Evan Sult of Sleepy Kitty is the New Editor of Eleven Magazine


  • Courtesy of Evan Sult

Eleven Magazine has just announced its new editorial leader: Evan Sult, who is most well known in St. Louis as one half of the print and music-making duo Sleepy Kitty.

"I've been watching Eleven since its inception, thinking about what it means to cover music and think about music as a culture in a city," says Sult. "When I discovered that there was an opportunity to make something, to work with what they started, I got obsessed with what that might mean."

Sult is obviously already invested in this city's music scene and this will not be just the second (or third) proverbial hat he dons in relation to it. "I think it's going to be an interesting extension of things I've been doing as a music citizen in town," he says. "As long as my writers and I all recognize that what we're doing is chasing and extending our enthusiasms - and I want the readers to be clear on that as well - then all will be well."

Eleven was founded by students at Washington University in 2008 and has since moved its offices to Cherokee Street. It was most recently edited by Wash U. graduate Tara Pham. The magazine included a biography of its new editor in today's release announcing his arrival:

Evan Sult arrived in Seattle at the University of Washington in 1991, right as the local music scene exploded internationally. He started writing and editing for The Glass Onion weekly arts section, established inside the school's daily paper, and with some of those same conspirators also formed his first band, Harvey Danger. Post-college he balanced a job as assistant art director at The Rocket, Seattle's legendary bygone music mag, and as an art director at Fantagraphics Comics, 'til Harvey Danger had a surprise hit radio song in "Flagpole Sitta." He moved to Chicago in 2002 and started the band Bound Stems while continuing as a freelance designer and editor. In 2008, he and his partner Paige Brubeck moved to St. Louis to start Sleepy Kitty, a two-piece rock band, and Sleepy Kitty Arts, a design and screenprinting concern on Cherokee Street.

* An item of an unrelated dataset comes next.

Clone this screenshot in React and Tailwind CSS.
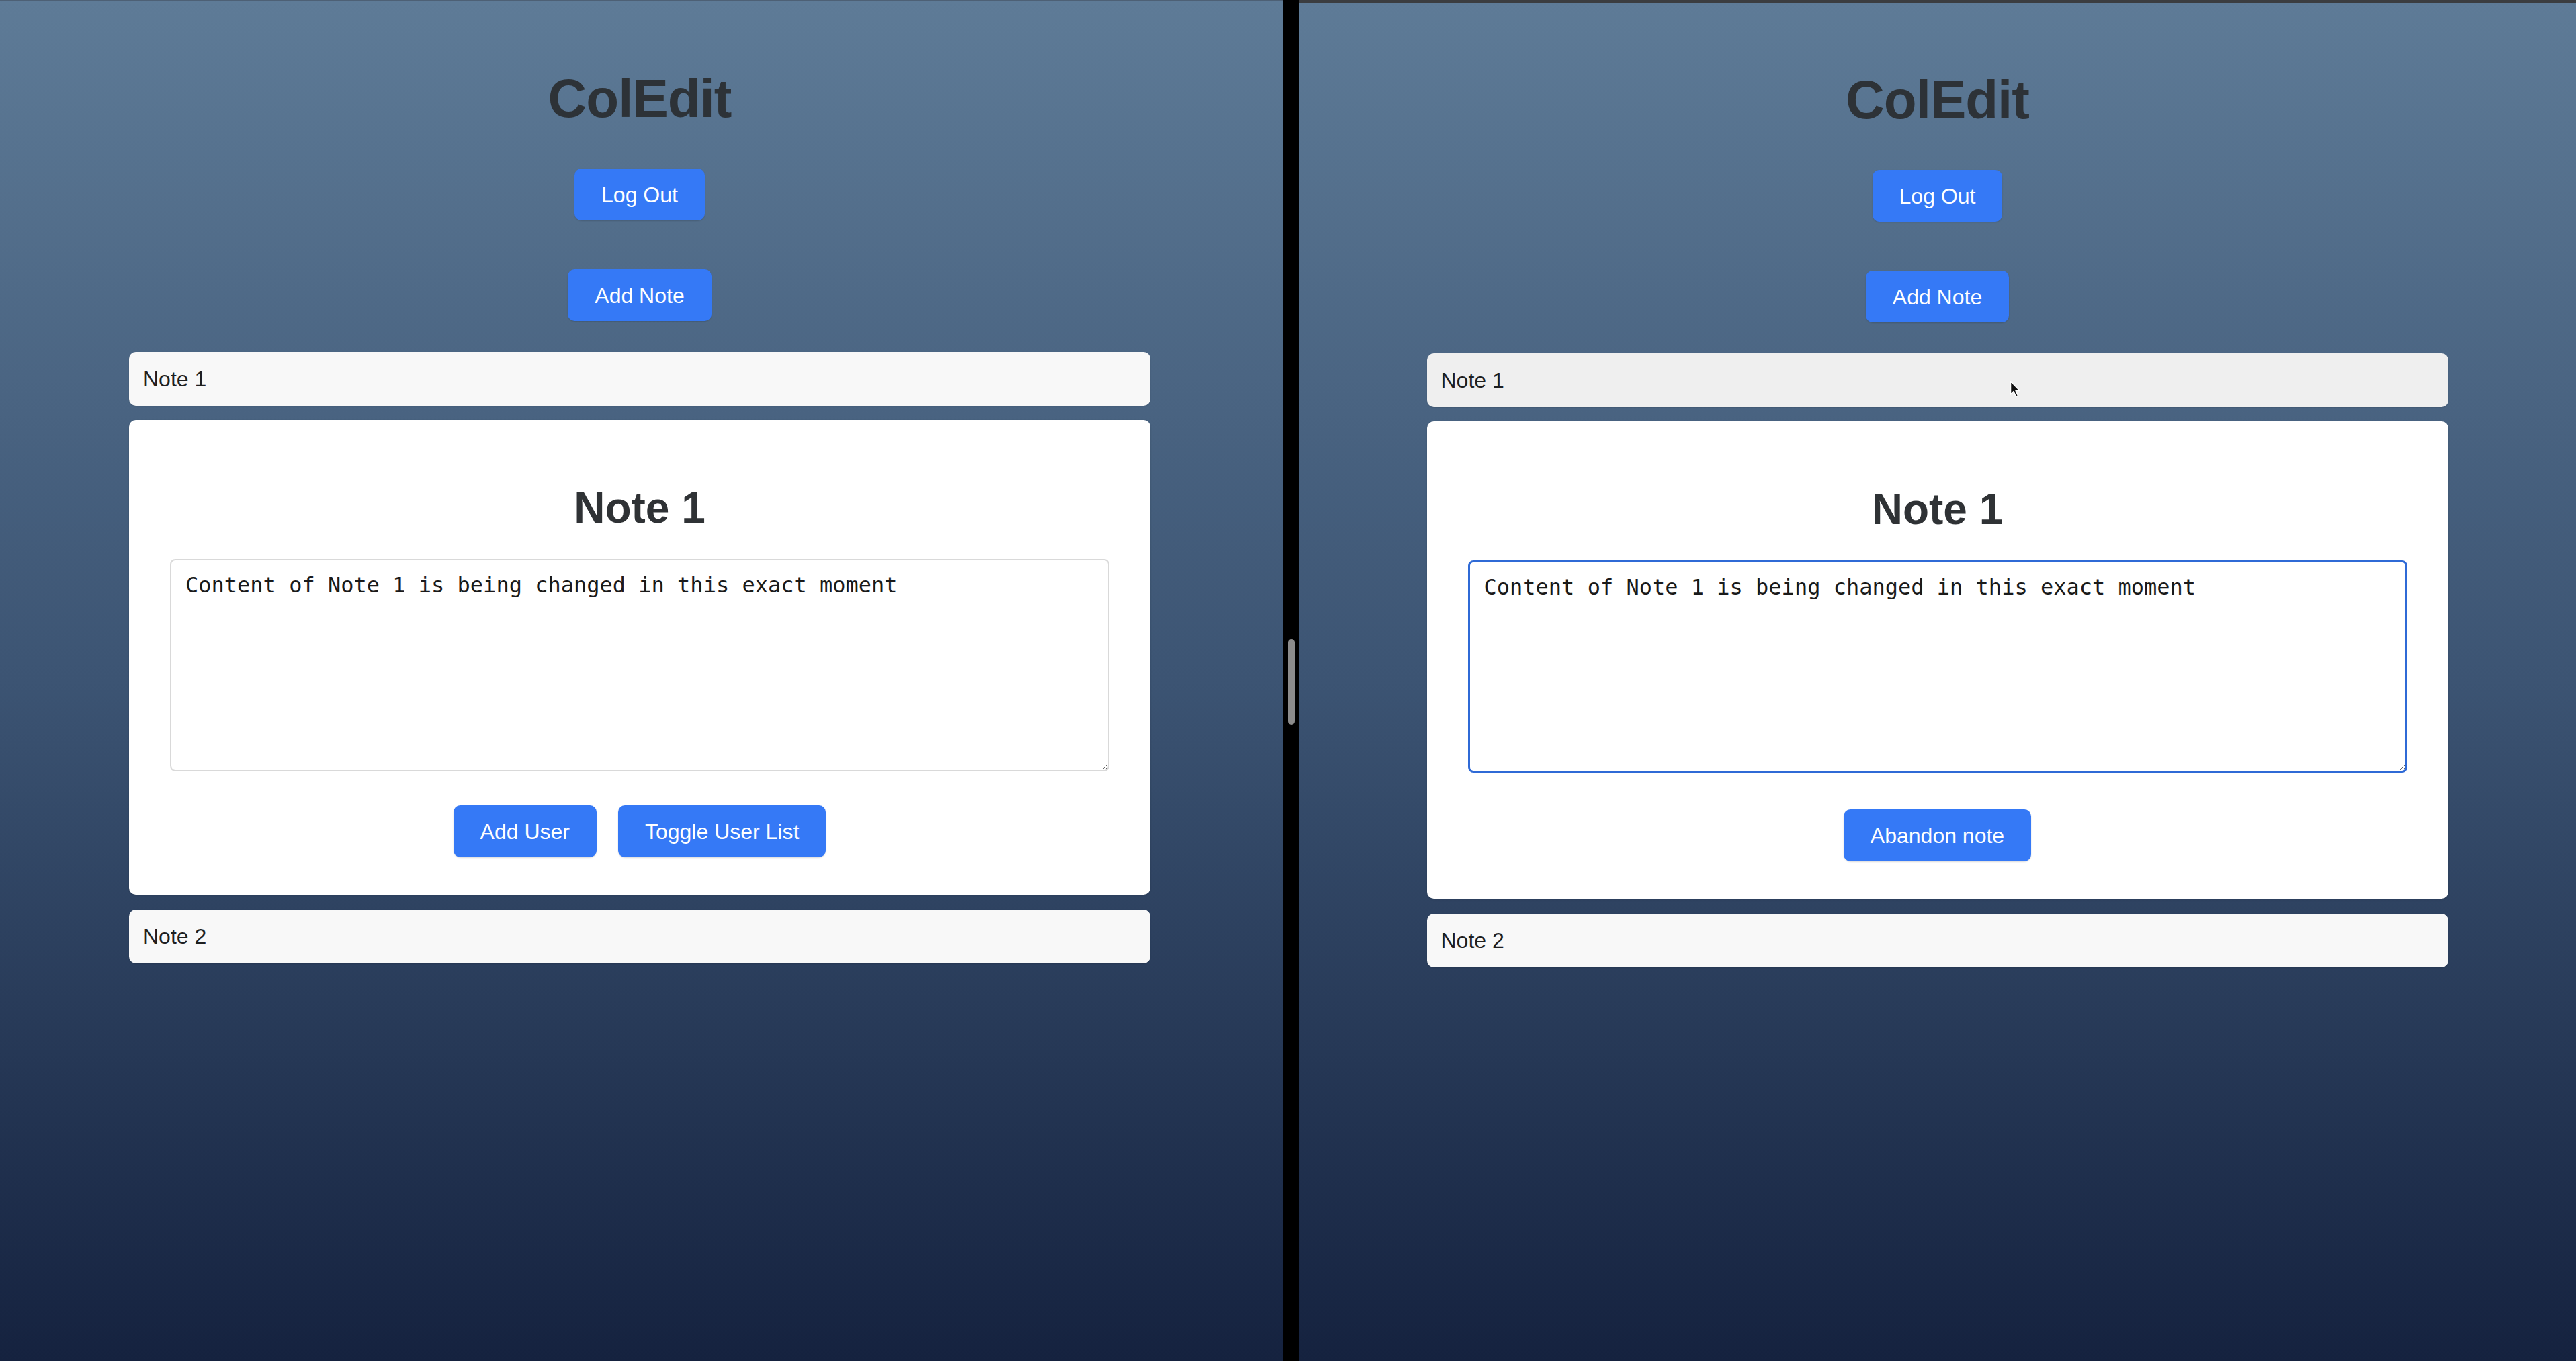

For Sult, playing music and writing about music have always gone hand-in-hand. "I got started writing about music and making music at the same time," he says. "It was a really cool situation, and there was an underlying ethic that existed in Seattle and Olympia. A sense of, 'You don't need to know how to play an instrument to start a band; you don't need to go to jounalism school to write about music. You just need to do your best, and do your next one better.'"

He hopes to capture that same energy in his new post. "We're a monthly, so I'd love to have articles that stand the test of time, that are worth passing around: To develop writer voices that are really notable, writers you can trust and look forward to seeing," he says. "And that, ideally, could be brought out in a larger setting than St. Louis and stand for St. Louis."

Sult's first issue will be in September.